Naturally, much light means shorter exposures than are possible with very sparing illumination, but too many light sources do not tend to artistic results. One of the finest night pictures we ever saw was that of an old farmhouse, nearly buried in snow, with one or two windows showing the light of a kerosene lamp. The snow was illuminated by the light of the full moon, and only two or three minutes' exposure was given.

As a matter of fact, 15 to 30 minutes' exposure on any landscape at f: 8 by the light of the full moon high in the sky will give a picture hardly to be distinguished from one made in daylight except by the softness of the shadows, and such pictures sometimes have a softness and wealth of detail in ordinarily shadowed parts which cannot be obtained by exposures in daylight.

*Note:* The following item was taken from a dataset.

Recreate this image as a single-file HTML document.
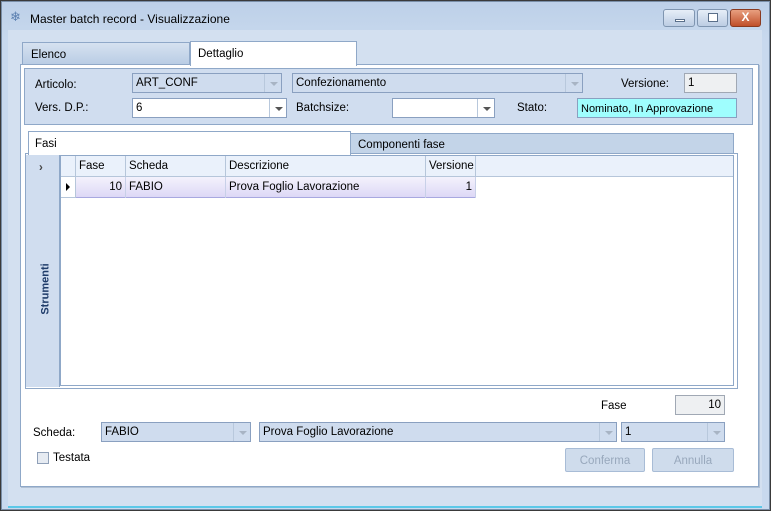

The best night pictures are perhaps those taken in city streets brilliantly illuminated by arc lights, especially when the pavements are wet. Care must be taken not to have brilliant lights shining directly into the lens, for even double-coated plates will not prevent halation and reversal of the image under such circumstances. Ghosts, or wheel-shaped images of the lights, in other parts of the plate, are sure to occur with all double lenses in such cases. The night picture shown opposite shows how interesting a simple subject, poorly illuminated, may turn out in the print. This shows typical star radiation about the single visible light, caused by the blades of the iris diaphragm, and also a slight ghost from this light on the face of the tower, caused by a double reflection within the lens.

By F. A. Northrup.
FIG. 112.—A GLIMPSE OF THE EXPOSITION.

Other forms of night photographs, treated elsewhere in this book, are photographs of fireworks and lightning. Very interesting and scientifically valuable pictures of the latter phenomenon have been made by swinging the camera during the exposure, thus getting a dozen or more paths of the same flash parallel to each other.


[PHOTOGRAPHS ON APPLES AND EGGS.]

To make a photograph in green on the red skin of an apple is a wonderful but simple feat. Tie up the selected fruit on a sunny bough in a thick yellow or black paper bag for about three weeks before harvest time. Immediately after taking off the bag, paste a black paper stencil or a very contrasty negative to the apple with white of egg. It should be small, to fit the curved surface quite closely. Clear away leaves, so the sun gets clear access to the fruit, and leave on the tree till it becomes red. If not then ripe, put it back into the opaque bag for a day or two till ready to pick. The negative may then be soaked off. Don't use a valuable negative, but make a duplicate for this experiment. A paper stencil is better, anyway.